I went there after visiting Specs, an old old place packed with junk and people just across Columbus from here. Very nice atmosphere, and they do a lovely Anchor Steam.

Drew this in copic multilner 0.3 and 0.1, cobalt blue. And I nearly did the whole thing. But I decided not to complete it. I heard somewhere that leaving something at 75% is often better than going for 100%. With this drawing, I felt that to continue would make it look overdone, and I think I’ve made the right choice. This is also my illustration friday submission for this week (been a while), theme of ‘subtract’, because this is columbus avenue with part of it taken away.

here’s another sunday morning call

eddie rickenbacker's

This is my 200th post on petescully.com, thus my 800th in total since April 2005 (including the ones from the previous incarnation). That’s a lot of scullybloggery, and a lot of drawings (though not all of it was drawing, of course). And so, more from San Francisco, the efforts of last weekend: a triptych of pen drawings around SoMa, the area South of Market. On the left is Eddie Rickenbacker’s cafe/pub place, a really cool place with loads of motorbikes all hanging from the ceiling. This was the last I drew, before racing to the bus / train back home.

It was a slightly damp, grey morning, and I had aborted one drawing made post-doughnut-breakfast in North Beach (I’ve finished it since at home) due to a brief spattering of rain, so I went to the shops instead. Well, Virgin Megastore – not often these days after all that you can do that. And I found that this one too was closing down, with everything on sale. All of the others back in the UK changed to Zavvi a couple of years back, and then suddenly went bust at christmas with the downfall of Woolworths (its distributor). Great shame. when I was a young teenager, going down to that huge Virgin at the corner looking up stockton (yellow)of Tottenham Court Road and Oxford Street was a weekendly ritual, a place where I could find anything I could possibly want. I would spend hours there. So it was a little sad I guess going to one for the last time. Perhaps we are seeing the end of the big chain record store. The irony is that, for now at least, a lot of smaller independent record stores are still about and outliving the chains nearby, over here at least. Tower Records (actually a local store founded in Sacramento) closed down a couple of years ago; yet the independent Armadillo records across the street in Davis stayed open. In fact where Tower used to be is now a newer independent record store called Dimple. The fall of the global chains may actually benefit smaller stores. 

But back to the drawings. I sat opposite Virgin on Market St and sketched the final days of the store, but hidden behind a lamp-post, while looking down Stockton to the tunnel which slices through the hill in the distance, its daylight pushing through like a magic door into another world (yes that’s the best simile I could muster up, but hey I’m tired, I’ve had a busy week). There were a lot of people out shopping, helping the economy. I wondered, if we are shopping only for the greater economic good (as we’re told we must) rather than to get a bargain for ourselves, whether we should in fact shop at places we know are closing down since it doesn’t help them much in the long run? Is that how it works? But I’m no Adam Smith, so I just bought the latest Mojo magazine at 40% discount and was SOMA, san franciscowell happy.

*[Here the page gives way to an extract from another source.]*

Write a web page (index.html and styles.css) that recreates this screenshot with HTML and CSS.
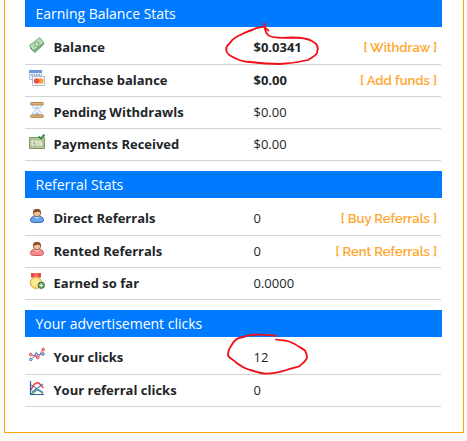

I wandered around SoMa, down to Yerba Buena gardens, and drew the SFMoMA and its tall neighbours before popping by the Cartoon Art Museum. Here’s an interesting thing: Yerba Buena was the name of San Francisco before San Francisco.  It’s such a cool city, such a great place to sketch, but I was feeling anxious to get home, tired, exhausted from the hills and the pressure I put on myself to draw everything. I think it showed in the previous day’s efforts, a lot. I nearly didn’t do any more drawing at all, and considered putting away the sketchbook and pens for a fortnight or a month or so to refresh my thoughts. But I was pleased enough with these three (especially the first and last) to get me a little way out of that particular mental rut. Here they are all finished, with the wash added later on. The sketchbookery continues unabated…

south of market triptych

can’t hear no buzzers or bells

on the trainI went back to San Francisco to walk up and down more hills, and sketch more random spots in the name of satiating my urge to put pen to paper, and discovered a few art shops here and there to look at or buy more pens, because you can never really have enough.

And so I got off at the touristest of traps, Pier 39, and it was cold. I listened to the sea-lions, showing off, and looked out at boat-shaped alcatraz, deciding it was too cold to draw there, and that some hot clam chowder would help (and it did, though I broke the head off of the plastic spoon). I think I waslistening to Pulp, or the Smiths, I forget now. Was going to walk up Russian Hill from Fisherman’s Wharf – one look, and sod that. So went straight into one of my favourite things in San Francisco (and totally free), the Musee Mecanique, a motley collection of ancient and newer arcade games and attractions, wooden and pixelated.

uncle sam

I went there on my first trip to SF, back in 2002, when it was stranded out by the ocean at the cliff house, and loved it; I cannot believe I’ve not been back since it moved somewher a bit more accessible. It’s (and I use this word a lot, but I mean it, though it makes me sound like Timmy Mallett) brilliant, an historical treasure trove, full of things you might recall from your youth no matter how old you are, even if you’re 100. And people were at the musee mecanique having such fun. You will too. Bring quarters. I was skinnier back when I first shook this Uncle Sam’s hand; he hasn’t changed (though my less-than-extraordinary rendition makes him look a bit like rowan atkinson). I played the old Star Wars arcade game (i used to be an absolute artist at that; used to be, this time i got shot down by a stupid tower on the death star after dispatching loads of tie fighters), and got my Magneto-shaped ass handed back to me by Chun-Li in X-Men vs Street Fighter – been a long time since i played arcade games. So I did some drawing.

I could have spent all day there. But I didn’t. I went walking, and walked up hill.